---------- Data entries ----------

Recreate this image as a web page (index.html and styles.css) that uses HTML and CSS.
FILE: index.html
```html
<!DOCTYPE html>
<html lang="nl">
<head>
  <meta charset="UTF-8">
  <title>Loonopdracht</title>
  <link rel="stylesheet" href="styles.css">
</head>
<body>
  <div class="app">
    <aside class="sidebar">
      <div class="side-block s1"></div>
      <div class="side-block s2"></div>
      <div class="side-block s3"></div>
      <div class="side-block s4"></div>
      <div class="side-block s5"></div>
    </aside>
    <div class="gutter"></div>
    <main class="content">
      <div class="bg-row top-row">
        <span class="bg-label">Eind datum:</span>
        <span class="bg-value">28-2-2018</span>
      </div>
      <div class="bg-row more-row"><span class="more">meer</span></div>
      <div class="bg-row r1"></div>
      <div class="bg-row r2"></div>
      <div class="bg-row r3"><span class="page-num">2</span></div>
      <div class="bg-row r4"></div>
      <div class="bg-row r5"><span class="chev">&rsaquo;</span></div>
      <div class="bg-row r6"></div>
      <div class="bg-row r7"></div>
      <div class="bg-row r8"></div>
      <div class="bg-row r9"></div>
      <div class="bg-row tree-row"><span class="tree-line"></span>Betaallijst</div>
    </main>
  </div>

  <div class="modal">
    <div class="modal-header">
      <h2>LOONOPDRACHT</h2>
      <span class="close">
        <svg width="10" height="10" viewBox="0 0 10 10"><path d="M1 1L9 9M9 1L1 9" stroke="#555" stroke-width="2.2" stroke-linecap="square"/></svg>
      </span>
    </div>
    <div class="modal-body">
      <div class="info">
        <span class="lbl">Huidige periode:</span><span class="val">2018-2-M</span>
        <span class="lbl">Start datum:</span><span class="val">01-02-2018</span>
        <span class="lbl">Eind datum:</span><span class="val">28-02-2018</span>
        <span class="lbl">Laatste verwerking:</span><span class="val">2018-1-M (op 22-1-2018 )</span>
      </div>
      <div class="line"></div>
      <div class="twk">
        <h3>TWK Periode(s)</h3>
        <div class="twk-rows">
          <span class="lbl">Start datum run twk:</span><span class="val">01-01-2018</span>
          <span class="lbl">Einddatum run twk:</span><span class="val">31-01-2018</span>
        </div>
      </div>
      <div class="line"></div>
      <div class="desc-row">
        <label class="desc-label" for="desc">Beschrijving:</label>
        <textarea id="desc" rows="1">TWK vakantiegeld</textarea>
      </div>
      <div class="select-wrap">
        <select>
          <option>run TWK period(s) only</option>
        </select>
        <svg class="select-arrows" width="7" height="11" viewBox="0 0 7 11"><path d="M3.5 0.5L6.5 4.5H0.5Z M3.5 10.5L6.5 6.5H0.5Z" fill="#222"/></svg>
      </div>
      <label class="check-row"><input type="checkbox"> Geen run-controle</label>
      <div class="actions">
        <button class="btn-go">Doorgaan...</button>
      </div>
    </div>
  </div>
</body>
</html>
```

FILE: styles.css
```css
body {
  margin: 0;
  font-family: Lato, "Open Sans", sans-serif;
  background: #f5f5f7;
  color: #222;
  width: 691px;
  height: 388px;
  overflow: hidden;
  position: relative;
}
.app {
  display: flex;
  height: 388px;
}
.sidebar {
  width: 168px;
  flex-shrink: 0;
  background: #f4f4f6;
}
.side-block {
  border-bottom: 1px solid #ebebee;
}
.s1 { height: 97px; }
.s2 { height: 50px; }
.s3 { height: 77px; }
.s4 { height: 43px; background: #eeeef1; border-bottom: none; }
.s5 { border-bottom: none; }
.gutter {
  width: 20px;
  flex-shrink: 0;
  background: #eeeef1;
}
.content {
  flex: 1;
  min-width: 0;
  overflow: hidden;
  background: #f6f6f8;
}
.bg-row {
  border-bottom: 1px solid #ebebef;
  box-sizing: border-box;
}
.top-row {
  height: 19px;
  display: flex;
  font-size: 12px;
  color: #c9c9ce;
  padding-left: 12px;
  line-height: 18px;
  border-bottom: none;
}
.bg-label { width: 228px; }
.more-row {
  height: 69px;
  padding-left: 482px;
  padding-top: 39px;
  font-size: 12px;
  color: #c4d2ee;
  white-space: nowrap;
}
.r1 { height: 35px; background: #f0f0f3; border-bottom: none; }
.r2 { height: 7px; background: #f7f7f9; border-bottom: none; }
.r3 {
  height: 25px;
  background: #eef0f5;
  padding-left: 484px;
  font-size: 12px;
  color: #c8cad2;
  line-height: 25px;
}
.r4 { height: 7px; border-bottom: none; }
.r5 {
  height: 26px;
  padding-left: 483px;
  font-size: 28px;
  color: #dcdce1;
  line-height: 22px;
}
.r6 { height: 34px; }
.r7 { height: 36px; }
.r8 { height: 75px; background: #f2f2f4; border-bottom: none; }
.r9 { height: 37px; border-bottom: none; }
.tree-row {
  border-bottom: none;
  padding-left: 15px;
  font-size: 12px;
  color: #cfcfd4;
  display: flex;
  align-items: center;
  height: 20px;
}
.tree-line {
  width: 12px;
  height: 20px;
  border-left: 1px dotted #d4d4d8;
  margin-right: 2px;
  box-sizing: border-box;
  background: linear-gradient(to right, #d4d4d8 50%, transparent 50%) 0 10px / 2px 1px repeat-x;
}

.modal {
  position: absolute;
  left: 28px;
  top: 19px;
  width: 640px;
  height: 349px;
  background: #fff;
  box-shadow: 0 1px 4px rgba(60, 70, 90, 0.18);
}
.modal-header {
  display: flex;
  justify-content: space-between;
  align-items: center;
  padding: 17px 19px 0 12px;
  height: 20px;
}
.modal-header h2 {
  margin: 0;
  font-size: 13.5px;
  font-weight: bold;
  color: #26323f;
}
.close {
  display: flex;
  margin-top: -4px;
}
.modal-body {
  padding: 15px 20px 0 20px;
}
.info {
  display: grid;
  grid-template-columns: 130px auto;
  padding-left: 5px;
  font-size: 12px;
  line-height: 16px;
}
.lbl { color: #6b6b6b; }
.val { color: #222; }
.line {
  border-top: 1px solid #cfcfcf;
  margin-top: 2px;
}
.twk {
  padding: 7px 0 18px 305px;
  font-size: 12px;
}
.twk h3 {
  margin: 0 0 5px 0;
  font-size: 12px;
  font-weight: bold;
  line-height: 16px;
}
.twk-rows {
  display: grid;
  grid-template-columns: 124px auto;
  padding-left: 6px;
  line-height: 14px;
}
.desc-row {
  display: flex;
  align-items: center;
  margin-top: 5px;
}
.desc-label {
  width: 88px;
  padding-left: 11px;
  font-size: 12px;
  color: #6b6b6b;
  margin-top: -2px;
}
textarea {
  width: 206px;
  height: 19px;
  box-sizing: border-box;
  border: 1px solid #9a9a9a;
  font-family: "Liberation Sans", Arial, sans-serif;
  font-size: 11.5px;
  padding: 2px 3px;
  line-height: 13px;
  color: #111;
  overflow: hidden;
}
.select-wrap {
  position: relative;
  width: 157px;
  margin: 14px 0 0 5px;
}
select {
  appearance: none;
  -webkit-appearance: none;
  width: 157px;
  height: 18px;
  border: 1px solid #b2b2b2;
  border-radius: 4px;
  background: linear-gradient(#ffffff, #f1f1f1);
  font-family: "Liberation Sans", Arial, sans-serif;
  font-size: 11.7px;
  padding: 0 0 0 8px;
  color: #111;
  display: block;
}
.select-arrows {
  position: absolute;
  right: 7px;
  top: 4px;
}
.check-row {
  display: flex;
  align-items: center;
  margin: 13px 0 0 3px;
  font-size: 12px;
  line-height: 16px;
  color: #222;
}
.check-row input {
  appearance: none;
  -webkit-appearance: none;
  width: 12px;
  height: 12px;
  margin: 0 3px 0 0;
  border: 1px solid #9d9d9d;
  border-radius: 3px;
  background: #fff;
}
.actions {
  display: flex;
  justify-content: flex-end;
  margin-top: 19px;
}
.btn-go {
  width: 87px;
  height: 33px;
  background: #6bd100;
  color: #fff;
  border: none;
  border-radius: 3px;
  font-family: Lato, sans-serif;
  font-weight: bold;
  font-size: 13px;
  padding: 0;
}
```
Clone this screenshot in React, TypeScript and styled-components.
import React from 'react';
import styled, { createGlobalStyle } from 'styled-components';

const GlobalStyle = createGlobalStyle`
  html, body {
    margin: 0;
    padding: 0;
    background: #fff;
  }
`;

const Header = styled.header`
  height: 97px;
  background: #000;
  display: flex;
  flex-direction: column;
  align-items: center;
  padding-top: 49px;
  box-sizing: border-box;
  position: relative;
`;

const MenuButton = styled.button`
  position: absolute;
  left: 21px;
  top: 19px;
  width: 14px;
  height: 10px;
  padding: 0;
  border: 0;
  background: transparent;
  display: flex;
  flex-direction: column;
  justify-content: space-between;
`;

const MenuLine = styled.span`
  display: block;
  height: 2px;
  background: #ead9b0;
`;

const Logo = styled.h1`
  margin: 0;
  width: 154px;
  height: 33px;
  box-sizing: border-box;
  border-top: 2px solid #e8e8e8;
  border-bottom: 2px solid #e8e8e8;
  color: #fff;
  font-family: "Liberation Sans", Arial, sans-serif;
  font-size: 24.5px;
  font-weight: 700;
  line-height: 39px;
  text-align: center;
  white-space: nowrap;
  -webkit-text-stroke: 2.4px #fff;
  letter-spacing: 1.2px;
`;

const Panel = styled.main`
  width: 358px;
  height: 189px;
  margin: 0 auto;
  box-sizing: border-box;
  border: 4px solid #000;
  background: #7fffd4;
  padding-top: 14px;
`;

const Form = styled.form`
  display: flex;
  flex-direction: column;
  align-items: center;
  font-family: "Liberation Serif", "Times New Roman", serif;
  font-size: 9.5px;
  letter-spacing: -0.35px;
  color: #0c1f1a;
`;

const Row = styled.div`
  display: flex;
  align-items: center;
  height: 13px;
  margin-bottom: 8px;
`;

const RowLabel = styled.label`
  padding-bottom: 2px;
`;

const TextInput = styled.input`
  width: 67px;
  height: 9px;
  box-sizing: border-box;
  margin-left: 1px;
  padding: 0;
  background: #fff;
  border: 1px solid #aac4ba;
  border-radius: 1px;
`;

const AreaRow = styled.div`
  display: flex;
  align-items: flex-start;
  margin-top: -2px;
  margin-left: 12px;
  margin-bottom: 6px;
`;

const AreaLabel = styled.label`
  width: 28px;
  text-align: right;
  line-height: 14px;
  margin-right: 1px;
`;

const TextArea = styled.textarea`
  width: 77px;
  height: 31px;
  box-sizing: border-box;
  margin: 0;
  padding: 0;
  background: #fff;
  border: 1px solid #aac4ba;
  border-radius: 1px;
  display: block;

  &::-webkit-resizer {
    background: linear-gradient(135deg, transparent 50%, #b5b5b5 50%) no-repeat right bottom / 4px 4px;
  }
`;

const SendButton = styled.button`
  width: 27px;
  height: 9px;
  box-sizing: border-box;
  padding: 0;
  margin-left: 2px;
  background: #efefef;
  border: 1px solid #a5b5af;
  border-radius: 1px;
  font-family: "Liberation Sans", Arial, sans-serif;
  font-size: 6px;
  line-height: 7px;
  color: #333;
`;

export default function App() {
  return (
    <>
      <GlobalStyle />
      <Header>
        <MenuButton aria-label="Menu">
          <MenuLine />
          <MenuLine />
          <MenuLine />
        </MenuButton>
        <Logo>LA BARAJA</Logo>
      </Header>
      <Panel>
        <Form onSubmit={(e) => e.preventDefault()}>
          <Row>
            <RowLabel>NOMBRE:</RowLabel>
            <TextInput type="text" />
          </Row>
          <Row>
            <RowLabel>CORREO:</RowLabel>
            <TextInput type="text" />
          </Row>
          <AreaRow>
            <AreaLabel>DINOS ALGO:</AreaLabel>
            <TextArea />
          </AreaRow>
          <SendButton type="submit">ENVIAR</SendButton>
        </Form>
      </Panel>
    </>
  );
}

----------

Aim of the task: Copy all lines from the material that hold "React".

Completed exercise:
Clone this screenshot in React, TypeScript and styled-components.
import React from 'react';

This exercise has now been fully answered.